Aim:
Give the data below again exactly as it stands. Omit the pictures.

Data excerpt:

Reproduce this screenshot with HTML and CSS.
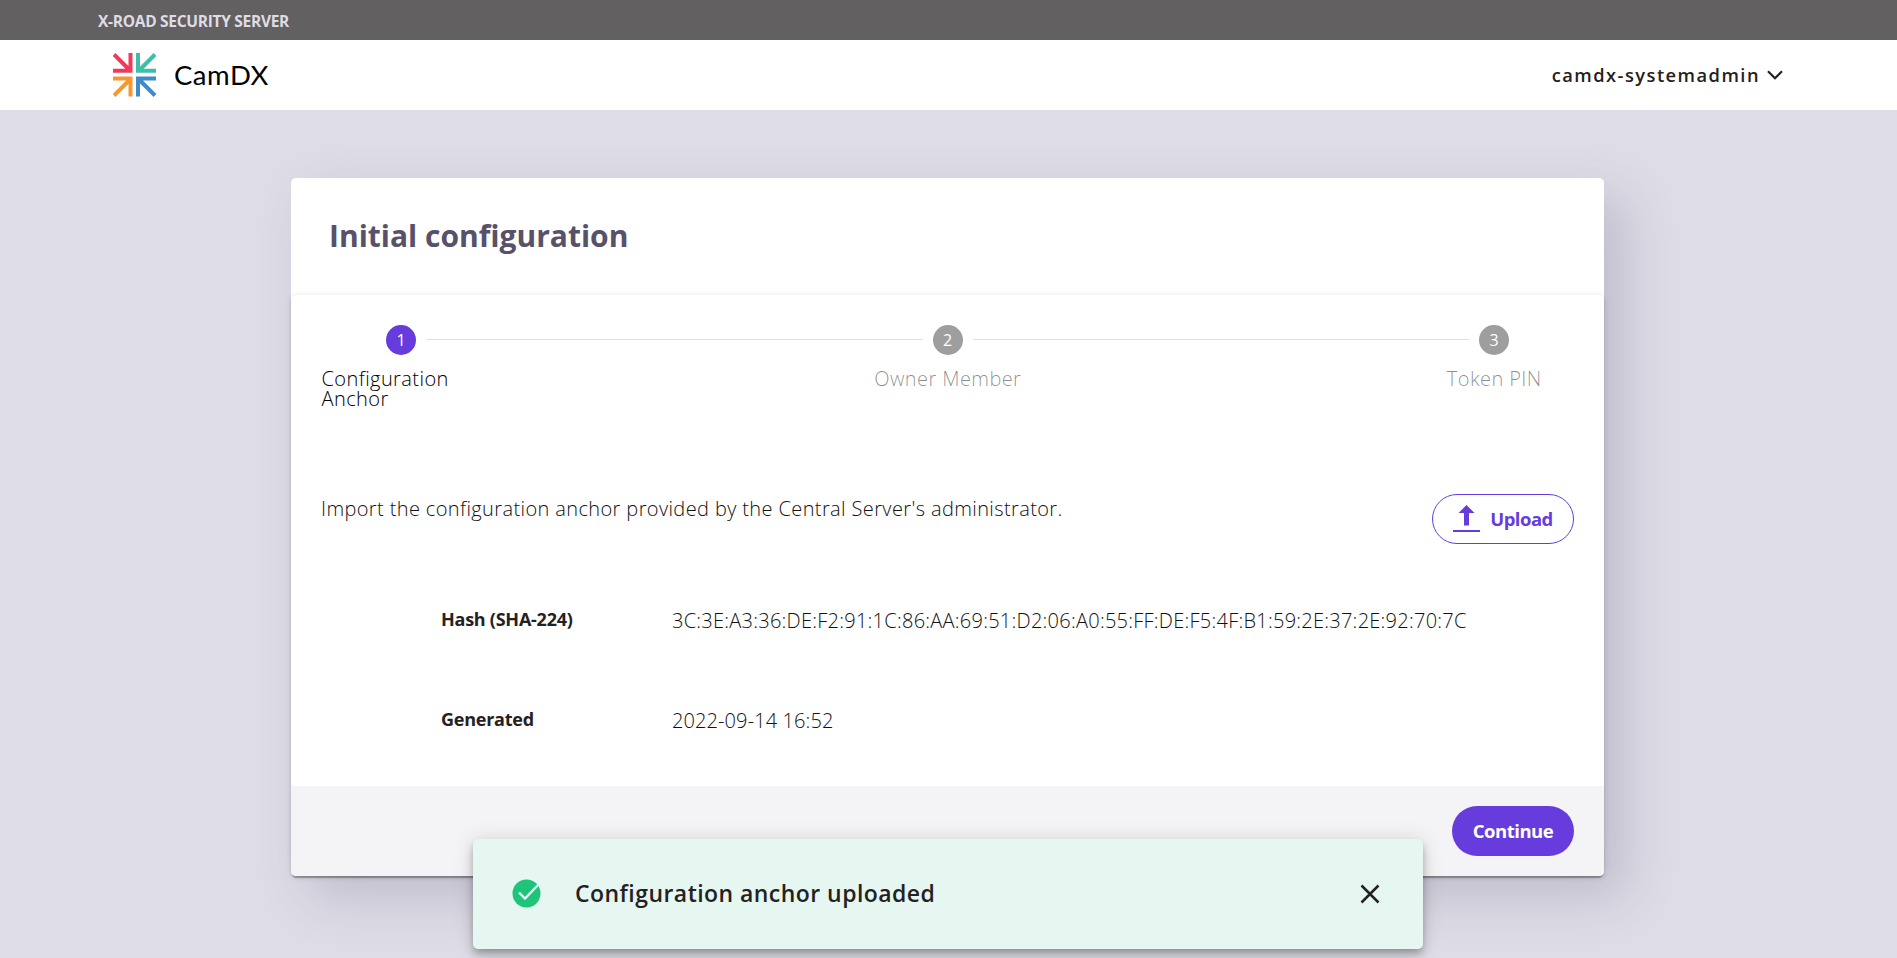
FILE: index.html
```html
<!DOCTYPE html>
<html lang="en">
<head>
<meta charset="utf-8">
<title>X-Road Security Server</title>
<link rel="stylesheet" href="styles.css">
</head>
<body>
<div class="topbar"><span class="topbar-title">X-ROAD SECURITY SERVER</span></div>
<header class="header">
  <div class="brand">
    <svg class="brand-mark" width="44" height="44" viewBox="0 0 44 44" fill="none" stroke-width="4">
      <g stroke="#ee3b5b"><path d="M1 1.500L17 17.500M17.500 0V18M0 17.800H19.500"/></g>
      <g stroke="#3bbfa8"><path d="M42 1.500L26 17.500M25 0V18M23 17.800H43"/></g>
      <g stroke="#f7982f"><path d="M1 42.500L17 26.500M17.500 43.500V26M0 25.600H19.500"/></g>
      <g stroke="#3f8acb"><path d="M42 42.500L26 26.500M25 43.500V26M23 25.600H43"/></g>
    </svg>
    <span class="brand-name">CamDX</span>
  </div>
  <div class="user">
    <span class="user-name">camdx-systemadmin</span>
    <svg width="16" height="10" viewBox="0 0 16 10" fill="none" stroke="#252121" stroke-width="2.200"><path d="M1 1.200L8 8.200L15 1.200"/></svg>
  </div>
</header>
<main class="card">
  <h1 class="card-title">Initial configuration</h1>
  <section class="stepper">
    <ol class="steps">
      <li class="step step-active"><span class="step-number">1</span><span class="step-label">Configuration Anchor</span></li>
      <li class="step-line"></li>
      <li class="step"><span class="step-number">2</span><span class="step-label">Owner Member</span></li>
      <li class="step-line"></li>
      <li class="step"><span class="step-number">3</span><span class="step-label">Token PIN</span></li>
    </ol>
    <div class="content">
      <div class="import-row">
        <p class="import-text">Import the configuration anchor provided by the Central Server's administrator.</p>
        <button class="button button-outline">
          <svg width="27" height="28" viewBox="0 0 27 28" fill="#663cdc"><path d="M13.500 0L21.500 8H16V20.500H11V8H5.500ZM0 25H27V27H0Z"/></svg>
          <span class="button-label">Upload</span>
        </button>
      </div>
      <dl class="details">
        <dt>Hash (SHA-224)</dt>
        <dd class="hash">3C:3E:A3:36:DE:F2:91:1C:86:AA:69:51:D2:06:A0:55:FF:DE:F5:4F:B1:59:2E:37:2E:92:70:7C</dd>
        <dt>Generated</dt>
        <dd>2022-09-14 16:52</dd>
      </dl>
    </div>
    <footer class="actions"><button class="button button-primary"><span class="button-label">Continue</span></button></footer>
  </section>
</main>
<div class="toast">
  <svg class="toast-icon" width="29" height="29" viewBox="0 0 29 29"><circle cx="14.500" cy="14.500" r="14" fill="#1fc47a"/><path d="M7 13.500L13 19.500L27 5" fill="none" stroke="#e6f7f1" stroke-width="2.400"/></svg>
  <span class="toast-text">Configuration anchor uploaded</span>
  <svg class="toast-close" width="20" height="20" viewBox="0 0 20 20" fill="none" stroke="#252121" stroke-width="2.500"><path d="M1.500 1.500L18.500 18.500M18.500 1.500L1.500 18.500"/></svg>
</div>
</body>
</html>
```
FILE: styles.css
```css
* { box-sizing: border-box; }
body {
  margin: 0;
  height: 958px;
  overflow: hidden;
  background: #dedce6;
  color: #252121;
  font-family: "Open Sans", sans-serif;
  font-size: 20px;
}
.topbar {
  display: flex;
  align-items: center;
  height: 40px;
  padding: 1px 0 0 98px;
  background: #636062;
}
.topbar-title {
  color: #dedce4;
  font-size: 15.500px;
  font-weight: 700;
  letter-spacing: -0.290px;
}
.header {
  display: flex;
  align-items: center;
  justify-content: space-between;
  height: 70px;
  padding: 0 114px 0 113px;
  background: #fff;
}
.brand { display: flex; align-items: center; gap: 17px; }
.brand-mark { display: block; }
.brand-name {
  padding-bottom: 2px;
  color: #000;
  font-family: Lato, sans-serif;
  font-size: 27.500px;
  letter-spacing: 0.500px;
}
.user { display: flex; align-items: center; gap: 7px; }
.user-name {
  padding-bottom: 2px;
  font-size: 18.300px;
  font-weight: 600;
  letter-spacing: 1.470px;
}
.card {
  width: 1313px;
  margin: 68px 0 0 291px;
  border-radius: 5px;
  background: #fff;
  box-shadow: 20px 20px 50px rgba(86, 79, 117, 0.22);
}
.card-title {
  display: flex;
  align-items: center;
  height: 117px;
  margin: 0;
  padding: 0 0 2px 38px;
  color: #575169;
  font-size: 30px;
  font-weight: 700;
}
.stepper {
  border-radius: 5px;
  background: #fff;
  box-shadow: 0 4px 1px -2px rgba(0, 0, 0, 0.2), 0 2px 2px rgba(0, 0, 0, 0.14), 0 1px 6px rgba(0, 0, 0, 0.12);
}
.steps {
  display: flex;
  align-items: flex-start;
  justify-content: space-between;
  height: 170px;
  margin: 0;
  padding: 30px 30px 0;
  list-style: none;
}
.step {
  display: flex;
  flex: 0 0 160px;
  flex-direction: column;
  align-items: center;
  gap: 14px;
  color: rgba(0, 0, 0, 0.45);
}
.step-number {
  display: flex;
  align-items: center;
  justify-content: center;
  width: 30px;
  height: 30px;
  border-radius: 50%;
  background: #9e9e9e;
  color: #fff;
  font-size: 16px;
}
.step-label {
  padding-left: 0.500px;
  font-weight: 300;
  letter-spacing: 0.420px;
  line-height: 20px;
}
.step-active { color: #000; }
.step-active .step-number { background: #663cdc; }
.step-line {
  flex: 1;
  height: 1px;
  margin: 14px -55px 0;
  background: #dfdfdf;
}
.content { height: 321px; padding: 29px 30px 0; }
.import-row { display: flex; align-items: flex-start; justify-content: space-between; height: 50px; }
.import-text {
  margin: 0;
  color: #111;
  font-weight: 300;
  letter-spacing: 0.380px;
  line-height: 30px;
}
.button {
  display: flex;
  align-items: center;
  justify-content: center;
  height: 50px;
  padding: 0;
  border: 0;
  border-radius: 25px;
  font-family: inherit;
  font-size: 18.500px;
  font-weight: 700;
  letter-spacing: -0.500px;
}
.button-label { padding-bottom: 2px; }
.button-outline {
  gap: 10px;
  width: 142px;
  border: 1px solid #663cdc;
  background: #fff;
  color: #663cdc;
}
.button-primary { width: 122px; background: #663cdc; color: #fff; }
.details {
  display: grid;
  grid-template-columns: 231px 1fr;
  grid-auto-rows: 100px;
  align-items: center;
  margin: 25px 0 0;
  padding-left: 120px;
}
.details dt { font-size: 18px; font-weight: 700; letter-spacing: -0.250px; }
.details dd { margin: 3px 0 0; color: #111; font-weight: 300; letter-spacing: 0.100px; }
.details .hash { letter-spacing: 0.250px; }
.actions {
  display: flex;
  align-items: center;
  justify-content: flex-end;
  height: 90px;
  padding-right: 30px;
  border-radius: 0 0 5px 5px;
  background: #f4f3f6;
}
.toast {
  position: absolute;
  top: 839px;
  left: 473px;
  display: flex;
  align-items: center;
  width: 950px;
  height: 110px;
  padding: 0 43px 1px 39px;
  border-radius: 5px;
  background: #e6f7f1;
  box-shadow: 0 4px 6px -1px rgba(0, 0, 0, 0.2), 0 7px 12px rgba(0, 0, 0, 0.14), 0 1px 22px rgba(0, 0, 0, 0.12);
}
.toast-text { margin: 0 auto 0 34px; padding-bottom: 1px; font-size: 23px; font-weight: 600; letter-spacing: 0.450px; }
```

Exercise answer:
Reproduce this screenshot with HTML and CSS.
FILE: index.html
```html
<!DOCTYPE html>
<html lang="en">
<head>
<meta charset="utf-8">
<title>X-Road Security Server</title>
<link rel="stylesheet" href="styles.css">
</head>
<body>
<div class="topbar"><span class="topbar-title">X-ROAD SECURITY SERVER</span></div>
<header class="header">
  <div class="brand">
    <svg class="brand-mark" width="44" height="44" viewBox="0 0 44 44" fill="none" stroke-width="4">
      <g stroke="#ee3b5b"><path d="M1 1.500L17 17.500M17.500 0V18M0 17.800H19.500"/></g>
      <g stroke="#3bbfa8"><path d="M42 1.500L26 17.500M25 0V18M23 17.800H43"/></g>
      <g stroke="#f7982f"><path d="M1 42.500L17 26.500M17.500 43.500V26M0 25.600H19.500"/></g>
      <g stroke="#3f8acb"><path d="M42 42.500L26 26.500M25 43.500V26M23 25.600H43"/></g>
    </svg>
    <span class="brand-name">CamDX</span>
  </div>
  <div class="user">
    <span class="user-name">camdx-systemadmin</span>
    <svg width="16" height="10" viewBox="0 0 16 10" fill="none" stroke="#252121" stroke-width="2.200"><path d="M1 1.200L8 8.200L15 1.200"/></svg>
  </div>
</header>
<main class="card">
  <h1 class="card-title">Initial configuration</h1>
  <section class="stepper">
    <ol class="steps">
      <li class="step step-active"><span class="step-number">1</span><span class="step-label">Configuration Anchor</span></li>
      <li class="step-line"></li>
      <li class="step"><span class="step-number">2</span><span class="step-label">Owner Member</span></li>
      <li class="step-line"></li>
      <li class="step"><span class="step-number">3</span><span class="step-label">Token PIN</span></li>
    </ol>
    <div class="content">
      <div class="import-row">
        <p class="import-text">Import the configuration anchor provided by the Central Server's administrator.</p>
        <button class="button button-outline">
          <svg width="27" height="28" viewBox="0 0 27 28" fill="#663cdc"><path d="M13.500 0L21.500 8H16V20.500H11V8H5.500ZM0 25H27V27H0Z"/></svg>
          <span class="button-label">Upload</span>
        </button>
      </div>
      <dl class="details">
        <dt>Hash (SHA-224)</dt>
        <dd class="hash">3C:3E:A3:36:DE:F2:91:1C:86:AA:69:51:D2:06:A0:55:FF:DE:F5:4F:B1:59:2E:37:2E:92:70:7C</dd>
        <dt>Generated</dt>
        <dd>2022-09-14 16:52</dd>
      </dl>
    </div>
    <footer class="actions"><button class="button button-primary"><span class="button-label">Continue</span></button></footer>
  </section>
</main>
<div class="toast">
  <svg class="toast-icon" width="29" height="29" viewBox="0 0 29 29"><circle cx="14.500" cy="14.500" r="14" fill="#1fc47a"/><path d="M7 13.500L13 19.500L27 5" fill="none" stroke="#e6f7f1" stroke-width="2.400"/></svg>
  <span class="toast-text">Configuration anchor uploaded</span>
  <svg class="toast-close" width="20" height="20" viewBox="0 0 20 20" fill="none" stroke="#252121" stroke-width="2.500"><path d="M1.500 1.500L18.500 18.500M18.500 1.500L1.500 18.500"/></svg>
</div>
</body>
</html>
```
FILE: styles.css
```css
* { box-sizing: border-box; }
body {
  margin: 0;
  height: 958px;
  overflow: hidden;
  background: #dedce6;
  color: #252121;
  font-family: "Open Sans", sans-serif;
  font-size: 20px;
}
.topbar {
  display: flex;
  align-items: center;
  height: 40px;
  padding: 1px 0 0 98px;
  background: #636062;
}
.topbar-title {
  color: #dedce4;
  font-size: 15.500px;
  font-weight: 700;
  letter-spacing: -0.290px;
}
.header {
  display: flex;
  align-items: center;
  justify-content: space-between;
  height: 70px;
  padding: 0 114px 0 113px;
  background: #fff;
}
.brand { display: flex; align-items: center; gap: 17px; }
.brand-mark { display: block; }
.brand-name {
  padding-bottom: 2px;
  color: #000;
  font-family: Lato, sans-serif;
  font-size: 27.500px;
  letter-spacing: 0.500px;
}
.user { display: flex; align-items: center; gap: 7px; }
.user-name {
  padding-bottom: 2px;
  font-size: 18.300px;
  font-weight: 600;
  letter-spacing: 1.470px;
}
.card {
  width: 1313px;
  margin: 68px 0 0 291px;
  border-radius: 5px;
  background: #fff;
  box-shadow: 20px 20px 50px rgba(86, 79, 117, 0.22);
}
.card-title {
  display: flex;
  align-items: center;
  height: 117px;
  margin: 0;
  padding: 0 0 2px 38px;
  color: #575169;
  font-size: 30px;
  font-weight: 700;
}
.stepper {
  border-radius: 5px;
  background: #fff;
  box-shadow: 0 4px 1px -2px rgba(0, 0, 0, 0.2), 0 2px 2px rgba(0, 0, 0, 0.14), 0 1px 6px rgba(0, 0, 0, 0.12);
}
.steps {
  display: flex;
  align-items: flex-start;
  justify-content: space-between;
  height: 170px;
  margin: 0;
  padding: 30px 30px 0;
  list-style: none;
}
.step {
  display: flex;
  flex: 0 0 160px;
  flex-direction: column;
  align-items: center;
  gap: 14px;
  color: rgba(0, 0, 0, 0.45);
}
.step-number {
  display: flex;
  align-items: center;
  justify-content: center;
  width: 30px;
  height: 30px;
  border-radius: 50%;
  background: #9e9e9e;
  color: #fff;
  font-size: 16px;
}
.step-label {
  padding-left: 0.500px;
  font-weight: 300;
  letter-spacing: 0.420px;
  line-height: 20px;
}
.step-active { color: #000; }
.step-active .step-number { background: #663cdc; }
.step-line {
  flex: 1;
  height: 1px;
  margin: 14px -55px 0;
  background: #dfdfdf;
}
.content { height: 321px; padding: 29px 30px 0; }
.import-row { display: flex; align-items: flex-start; justify-content: space-between; height: 50px; }
.import-text {
  margin: 0;
  color: #111;
  font-weight: 300;
  letter-spacing: 0.380px;
  line-height: 30px;
}
.button {
  display: flex;
  align-items: center;
  justify-content: center;
  height: 50px;
  padding: 0;
  border: 0;
  border-radius: 25px;
  font-family: inherit;
  font-size: 18.500px;
  font-weight: 700;
  letter-spacing: -0.500px;
}
.button-label { padding-bottom: 2px; }
.button-outline {
  gap: 10px;
  width: 142px;
  border: 1px solid #663cdc;
  background: #fff;
  color: #663cdc;
}
.button-primary { width: 122px; background: #663cdc; color: #fff; }
.details {
  display: grid;
  grid-template-columns: 231px 1fr;
  grid-auto-rows: 100px;
  align-items: center;
  margin: 25px 0 0;
  padding-left: 120px;
}
.details dt { font-size: 18px; font-weight: 700; letter-spacing: -0.250px; }
.details dd { margin: 3px 0 0; color: #111; font-weight: 300; letter-spacing: 0.100px; }
.details .hash { letter-spacing: 0.250px; }
.actions {
  display: flex;
  align-items: center;
  justify-content: flex-end;
  height: 90px;
  padding-right: 30px;
  border-radius: 0 0 5px 5px;
  background: #f4f3f6;
}
.toast {
  position: absolute;
  top: 839px;
  left: 473px;
  display: flex;
  align-items: center;
  width: 950px;
  height: 110px;
  padding: 0 43px 1px 39px;
  border-radius: 5px;
  background: #e6f7f1;
  box-shadow: 0 4px 6px -1px rgba(0, 0, 0, 0.2), 0 7px 12px rgba(0, 0, 0, 0.14), 0 1px 22px rgba(0, 0, 0, 0.12);
}
.toast-text { margin: 0 auto 0 34px; padding-bottom: 1px; font-size: 23px; font-weight: 600; letter-spacing: 0.450px; }
```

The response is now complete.